■ Material provided
§ §

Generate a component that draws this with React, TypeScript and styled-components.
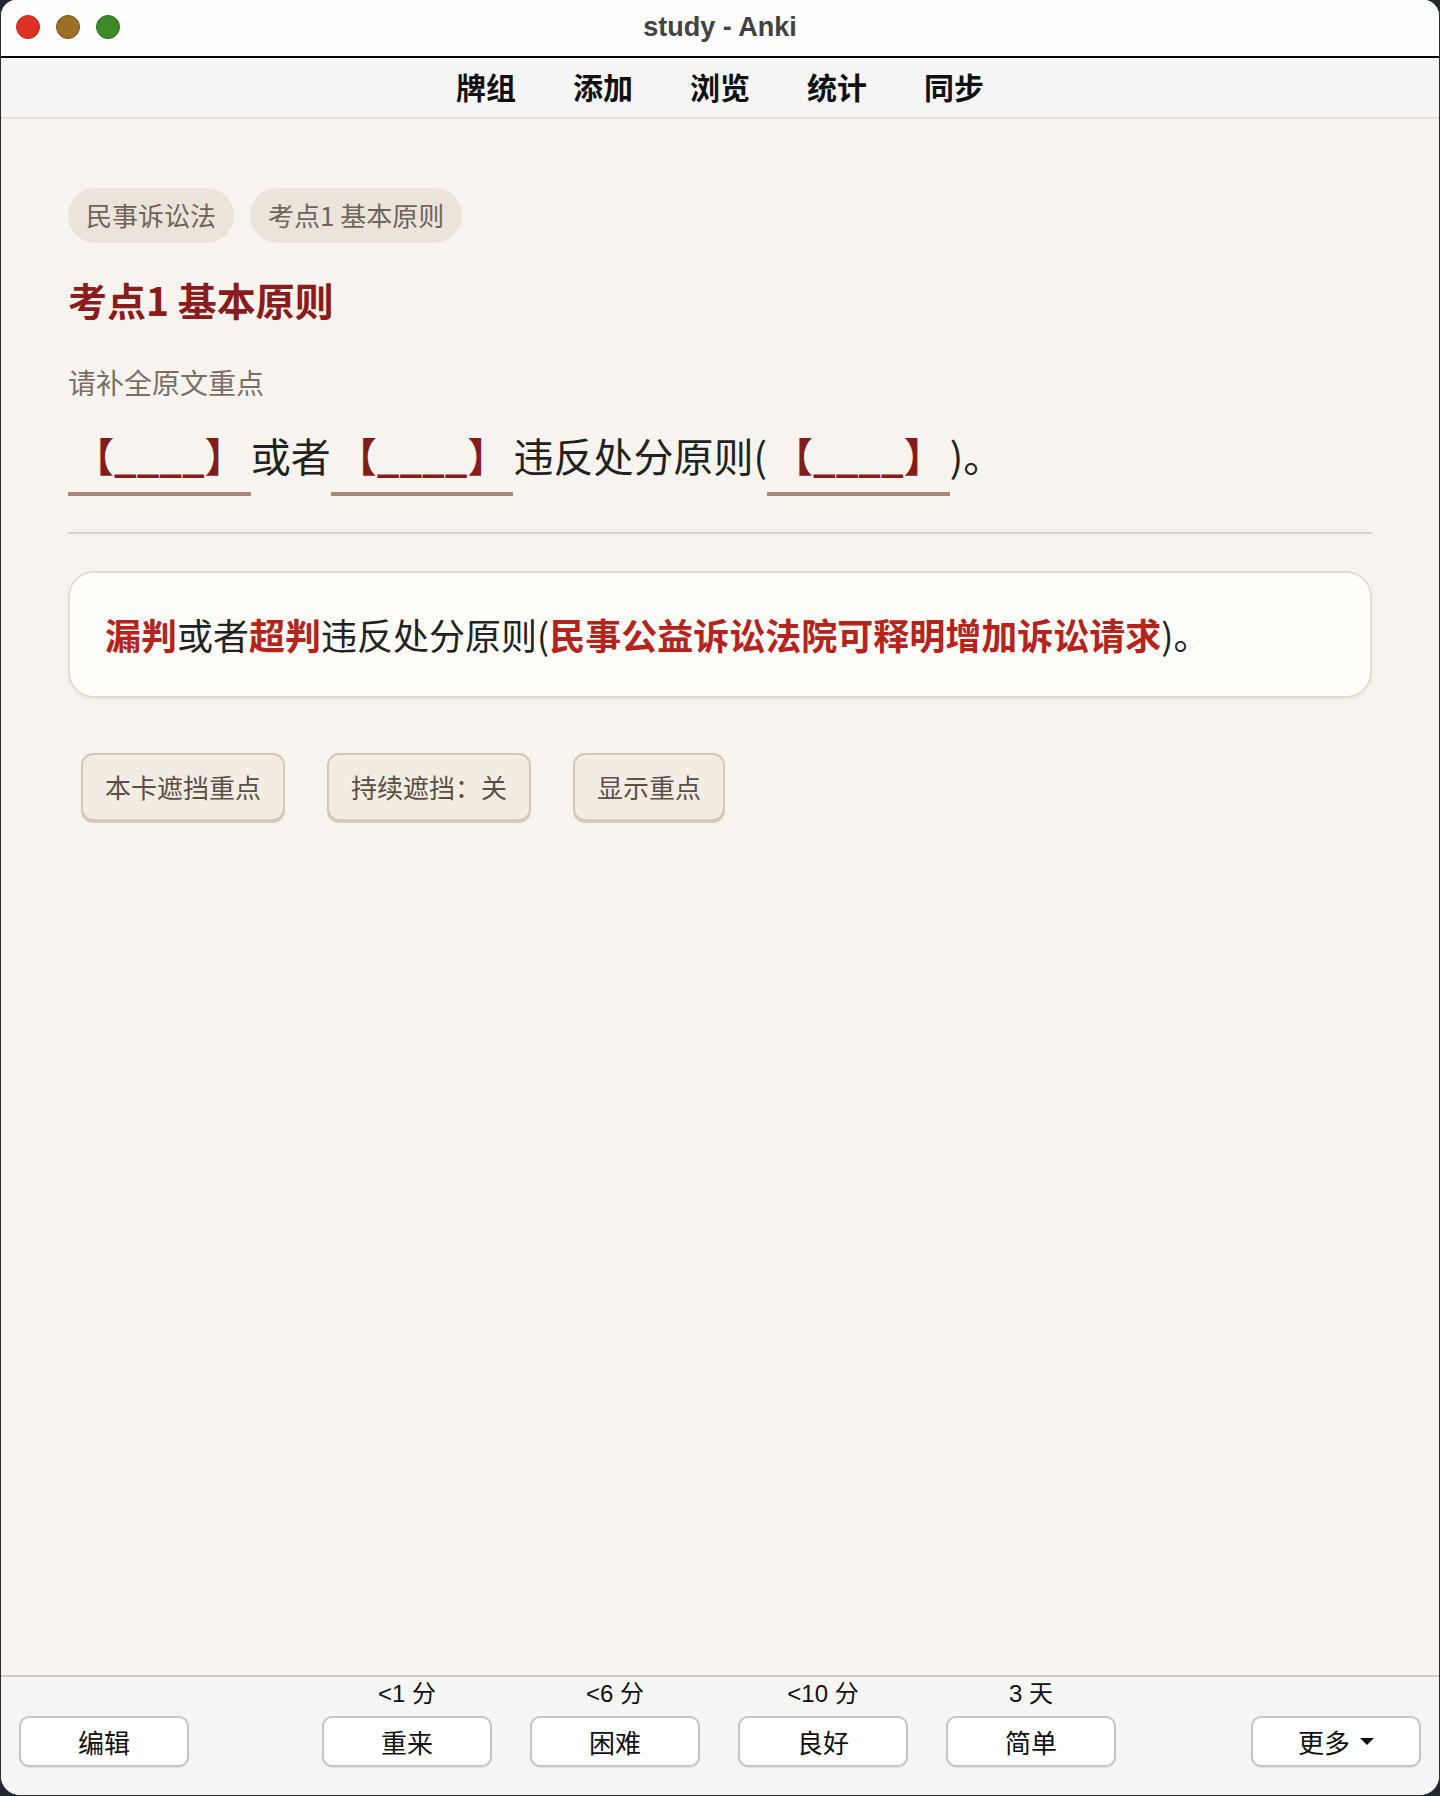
import React from 'react';
import styled, { createGlobalStyle } from 'styled-components';

const GlobalStyle = createGlobalStyle`
  html, body {
    margin: 0;
    padding: 0;
    background: #1d2833;
  }
  body {
    font-family: "Noto Sans CJK SC", "Liberation Sans", sans-serif;
    text-spacing-trim: space-all;
  }
  * {
    box-sizing: border-box;
  }
`;

const Window = styled.div`
  width: 1440px;
  height: 1796px;
  display: flex;
  flex-direction: column;
  border-radius: 16px 16px 20px 20px;
  overflow: hidden;
  border: 1px solid #2b2b2b;
  border-top: none;
  background: #f7f4ef;
`;

const TitleBar = styled.div`
  height: 58px;
  flex: none;
  display: grid;
  grid-template-columns: 1fr auto 1fr;
  align-items: center;
  background: #fdfdfd;
  border-bottom: 2px solid #000;
  padding-bottom: 2px;
`;

const Lights = styled.div`
  display: flex;
  gap: 16px;
  padding-left: 15px;
`;

const Light = styled.span<{ $fill: string; $edge: string }>`
  width: 24px;
  height: 24px;
  border-radius: 50%;
  background: ${(p) => p.$fill};
  border: 1px solid ${(p) => p.$edge};
`;

const Title = styled.div`
  font-family: "Liberation Sans", "Noto Sans CJK SC", sans-serif;
  font-weight: 700;
  font-size: 27px;
  color: #424242;
`;

const NavBar = styled.nav`
  height: 61px;
  flex: none;
  display: flex;
  justify-content: center;
  align-items: center;
  gap: 57px;
  padding-bottom: 4px;
  background: #f5f5f5;
  border-bottom: 2px solid #e2e2e2;
`;

const NavItem = styled.span`
  font-size: 30px;
  font-weight: 700;
  color: #111;
`;

const Main = styled.main`
  flex: 1;
  padding: 69px 67px 0 67px;
  display: flex;
  flex-direction: column;
  align-items: stretch;
`;

const Tags = styled.div`
  display: flex;
  gap: 16px;
`;

const Tag = styled.span`
  font-size: 26px;
  line-height: 36.4px;
  padding: 9.3px 18px;
  border-radius: 30px;
  background: #ebe4da;
  color: #6e645b;
`;

const Heading = styled.h1`
  margin: 30px 0 0;
  font-size: 39px;
  line-height: 52px;
  font-weight: 700;
  color: #8a1c1c;
`;

const Hint = styled.div`
  margin-top: 38px;
  font-size: 28px;
  line-height: 39.2px;
  color: #7a6f65;
`;

const ClozeLine = styled.div`
  margin-top: 21px;
  font-size: 40px;
  line-height: 64px;
  color: #222;
`;

const Blank = styled.span`
  padding: 0 6px 8px;
  border-bottom: 4px solid #a78875;
  color: #851c1c;
  font-weight: 700;
`;

const Divider = styled.hr`
  margin: 45px 0 0;
  border: none;
  height: 2px;
  background: #ddd3c7;
`;

const AnswerBox = styled.div`
  margin-top: 37px;
  padding: 33px 35px;
  font-size: 36px;
  line-height: 57px;
  color: #222;
  background: #fefdf9;
  border: 2px solid #e6ddd1;
  border-radius: 26px;
  box-shadow: 0 2px 4px rgba(120, 100, 80, 0.08);
`;

const Mark = styled.span`
  color: #b4241d;
  font-weight: 700;
`;

const ToolRow = styled.div`
  margin: 55px 0 0 13px;
  display: flex;
  gap: 42px;
`;

const ToolButton = styled.button`
  font-family: inherit;
  font-size: 26px;
  line-height: 39px;
  padding: 12px 22px 13px;
  color: #5a4f46;
  background: #f3ece3;
  border: 2px solid #d3c8bb;
  border-radius: 12px;
  box-shadow: 0 2px 0 #d6ccc0;
`;

const BottomBar = styled.footer`
  height: 120px;
  flex: none;
  display: grid;
  grid-template-columns: 170px 1fr 170px;
  align-items: start;
  padding: 2px 18px 0 18px;
  background: #f5f5f5;
  border-top: 2px solid #c9c9c9;
`;

const AnswerGroup = styled.div`
  display: flex;
  justify-content: center;
  gap: 38px;
  margin-left: -2px;
`;

const AnswerCol = styled.div`
  display: flex;
  flex-direction: column;
  align-items: center;
`;

const Due = styled.span`
  font-family: "Liberation Sans", "Noto Sans CJK SC", sans-serif;
  font-size: 24px;
  line-height: 30px;
  margin-bottom: 7px;
  color: #111;
`;

const BarButton = styled.button<{ $offset?: boolean }>`
  width: 170px;
  height: 51px;
  margin-top: ${(p) => (p.$offset ? '37px' : '0')};
  display: flex;
  justify-content: center;
  align-items: center;
  gap: 10px;
  font-family: inherit;
  font-size: 26px;
  color: #111;
  background: #fff;
  border: 2px solid #c6c6c6;
  border-radius: 10px;
  box-shadow: 0 1px 1px rgba(0, 0, 0, 0.08);
`;

const Caret = () => (
  <svg width="14" height="8" viewBox="0 0 14 8">
    <path d="M0 0 L14 0 L7 7 Z" fill="#111" />
  </svg>
);

const navItems = ['牌组', '添加', '浏览', '统计', '同步'];
const answers = [
  { due: '<1 分', label: '重来' },
  { due: '<6 分', label: '困难' },
  { due: '<10 分', label: '良好' },
  { due: '3 天', label: '简单' },
];

export default function App() {
  return (
    <>
      <GlobalStyle />
      <Window>
        <TitleBar>
          <Lights>
            <Light $fill="#df3026" $edge="#c0281f" />
            <Light $fill="#9b7026" $edge="#7a5318" />
            <Light $fill="#3b8b28" $edge="#2e6d1e" />
          </Lights>
          <Title>study - Anki</Title>
          <span />
        </TitleBar>
        <NavBar>
          {navItems.map((n) => (
            <NavItem key={n}>{n}</NavItem>
          ))}
        </NavBar>
        <Main>
          <Tags>
            <Tag>民事诉讼法</Tag>
            <Tag>考点1 基本原则</Tag>
          </Tags>
          <Heading>考点1 基本原则</Heading>
          <Hint>请补全原文重点</Hint>
          <ClozeLine>
            <Blank>【____】</Blank>或者<Blank>【____】</Blank>违反处分原则(<Blank>【____】</Blank>)。
          </ClozeLine>
          <Divider />
          <AnswerBox>
            <Mark>漏判</Mark>或者<Mark>超判</Mark>违反处分原则(<Mark>民事公益诉讼法院可释明增加诉讼请求</Mark>)。
          </AnswerBox>
          <ToolRow>
            <ToolButton>本卡遮挡重点</ToolButton>
            <ToolButton>持续遮挡：关</ToolButton>
            <ToolButton>显示重点</ToolButton>
          </ToolRow>
        </Main>
        <BottomBar>
          <BarButton $offset>编辑</BarButton>
          <AnswerGroup>
            {answers.map((a) => (
              <AnswerCol key={a.label}>
                <Due>{a.due}</Due>
                <BarButton>{a.label}</BarButton>
              </AnswerCol>
            ))}
          </AnswerGroup>
          <BarButton $offset>
            更多
            <Caret />
          </BarButton>
        </BottomBar>
      </Window>
    </>
  );
}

§ §

■ Prompt
Restate the whole listing above exactly, please, omitting every image.

■ The completed task
Generate a component that draws this with React, TypeScript and styled-components.
import React from 'react';
import styled, { createGlobalStyle } from 'styled-components';

const GlobalStyle = createGlobalStyle`
  html, body {
    margin: 0;
    padding: 0;
    background: #1d2833;
  }
  body {
    font-family: "Noto Sans CJK SC", "Liberation Sans", sans-serif;
    text-spacing-trim: space-all;
  }
  * {
    box-sizing: border-box;
  }
`;

const Window = styled.div`
  width: 1440px;
  height: 1796px;
  display: flex;
  flex-direction: column;
  border-radius: 16px 16px 20px 20px;
  overflow: hidden;
  border: 1px solid #2b2b2b;
  border-top: none;
  background: #f7f4ef;
`;

const TitleBar = styled.div`
  height: 58px;
  flex: none;
  display: grid;
  grid-template-columns: 1fr auto 1fr;
  align-items: center;
  background: #fdfdfd;
  border-bottom: 2px solid #000;
  padding-bottom: 2px;
`;

const Lights = styled.div`
  display: flex;
  gap: 16px;
  padding-left: 15px;
`;

const Light = styled.span<{ $fill: string; $edge: string }>`
  width: 24px;
  height: 24px;
  border-radius: 50%;
  background: ${(p) => p.$fill};
  border: 1px solid ${(p) => p.$edge};
`;

const Title = styled.div`
  font-family: "Liberation Sans", "Noto Sans CJK SC", sans-serif;
  font-weight: 700;
  font-size: 27px;
  color: #424242;
`;

const NavBar = styled.nav`
  height: 61px;
  flex: none;
  display: flex;
  justify-content: center;
  align-items: center;
  gap: 57px;
  padding-bottom: 4px;
  background: #f5f5f5;
  border-bottom: 2px solid #e2e2e2;
`;

const NavItem = styled.span`
  font-size: 30px;
  font-weight: 700;
  color: #111;
`;

const Main = styled.main`
  flex: 1;
  padding: 69px 67px 0 67px;
  display: flex;
  flex-direction: column;
  align-items: stretch;
`;

const Tags = styled.div`
  display: flex;
  gap: 16px;
`;

const Tag = styled.span`
  font-size: 26px;
  line-height: 36.4px;
  padding: 9.3px 18px;
  border-radius: 30px;
  background: #ebe4da;
  color: #6e645b;
`;

const Heading = styled.h1`
  margin: 30px 0 0;
  font-size: 39px;
  line-height: 52px;
  font-weight: 700;
  color: #8a1c1c;
`;

const Hint = styled.div`
  margin-top: 38px;
  font-size: 28px;
  line-height: 39.2px;
  color: #7a6f65;
`;

const ClozeLine = styled.div`
  margin-top: 21px;
  font-size: 40px;
  line-height: 64px;
  color: #222;
`;

const Blank = styled.span`
  padding: 0 6px 8px;
  border-bottom: 4px solid #a78875;
  color: #851c1c;
  font-weight: 700;
`;

const Divider = styled.hr`
  margin: 45px 0 0;
  border: none;
  height: 2px;
  background: #ddd3c7;
`;

const AnswerBox = styled.div`
  margin-top: 37px;
  padding: 33px 35px;
  font-size: 36px;
  line-height: 57px;
  color: #222;
  background: #fefdf9;
  border: 2px solid #e6ddd1;
  border-radius: 26px;
  box-shadow: 0 2px 4px rgba(120, 100, 80, 0.08);
`;

const Mark = styled.span`
  color: #b4241d;
  font-weight: 700;
`;

const ToolRow = styled.div`
  margin: 55px 0 0 13px;
  display: flex;
  gap: 42px;
`;

const ToolButton = styled.button`
  font-family: inherit;
  font-size: 26px;
  line-height: 39px;
  padding: 12px 22px 13px;
  color: #5a4f46;
  background: #f3ece3;
  border: 2px solid #d3c8bb;
  border-radius: 12px;
  box-shadow: 0 2px 0 #d6ccc0;
`;

const BottomBar = styled.footer`
  height: 120px;
  flex: none;
  display: grid;
  grid-template-columns: 170px 1fr 170px;
  align-items: start;
  padding: 2px 18px 0 18px;
  background: #f5f5f5;
  border-top: 2px solid #c9c9c9;
`;

const AnswerGroup = styled.div`
  display: flex;
  justify-content: center;
  gap: 38px;
  margin-left: -2px;
`;

const AnswerCol = styled.div`
  display: flex;
  flex-direction: column;
  align-items: center;
`;

const Due = styled.span`
  font-family: "Liberation Sans", "Noto Sans CJK SC", sans-serif;
  font-size: 24px;
  line-height: 30px;
  margin-bottom: 7px;
  color: #111;
`;

const BarButton = styled.button<{ $offset?: boolean }>`
  width: 170px;
  height: 51px;
  margin-top: ${(p) => (p.$offset ? '37px' : '0')};
  display: flex;
  justify-content: center;
  align-items: center;
  gap: 10px;
  font-family: inherit;
  font-size: 26px;
  color: #111;
  background: #fff;
  border: 2px solid #c6c6c6;
  border-radius: 10px;
  box-shadow: 0 1px 1px rgba(0, 0, 0, 0.08);
`;

const Caret = () => (
  <svg width="14" height="8" viewBox="0 0 14 8">
    <path d="M0 0 L14 0 L7 7 Z" fill="#111" />
  </svg>
);

const navItems = ['牌组', '添加', '浏览', '统计', '同步'];
const answers = [
  { due: '<1 分', label: '重来' },
  { due: '<6 分', label: '困难' },
  { due: '<10 分', label: '良好' },
  { due: '3 天', label: '简单' },
];

export default function App() {
  return (
    <>
      <GlobalStyle />
      <Window>
        <TitleBar>
          <Lights>
            <Light $fill="#df3026" $edge="#c0281f" />
            <Light $fill="#9b7026" $edge="#7a5318" />
            <Light $fill="#3b8b28" $edge="#2e6d1e" />
          </Lights>
          <Title>study - Anki</Title>
          <span />
        </TitleBar>
        <NavBar>
          {navItems.map((n) => (
            <NavItem key={n}>{n}</NavItem>
          ))}
        </NavBar>
        <Main>
          <Tags>
            <Tag>民事诉讼法</Tag>
            <Tag>考点1 基本原则</Tag>
          </Tags>
          <Heading>考点1 基本原则</Heading>
          <Hint>请补全原文重点</Hint>
          <ClozeLine>
            <Blank>【____】</Blank>或者<Blank>【____】</Blank>违反处分原则(<Blank>【____】</Blank>)。
          </ClozeLine>
          <Divider />
          <AnswerBox>
            <Mark>漏判</Mark>或者<Mark>超判</Mark>违反处分原则(<Mark>民事公益诉讼法院可释明增加诉讼请求</Mark>)。
          </AnswerBox>
          <ToolRow>
            <ToolButton>本卡遮挡重点</ToolButton>
            <ToolButton>持续遮挡：关</ToolButton>
            <ToolButton>显示重点</ToolButton>
          </ToolRow>
        </Main>
        <BottomBar>
          <BarButton $offset>编辑</BarButton>
          <AnswerGroup>
            {answers.map((a) => (
              <AnswerCol key={a.label}>
                <Due>{a.due}</Due>
                <BarButton>{a.label}</BarButton>
              </AnswerCol>
            ))}
          </AnswerGroup>
          <BarButton $offset>
            更多
            <Caret />
          </BarButton>
        </BottomBar>
      </Window>
    </>
  );
}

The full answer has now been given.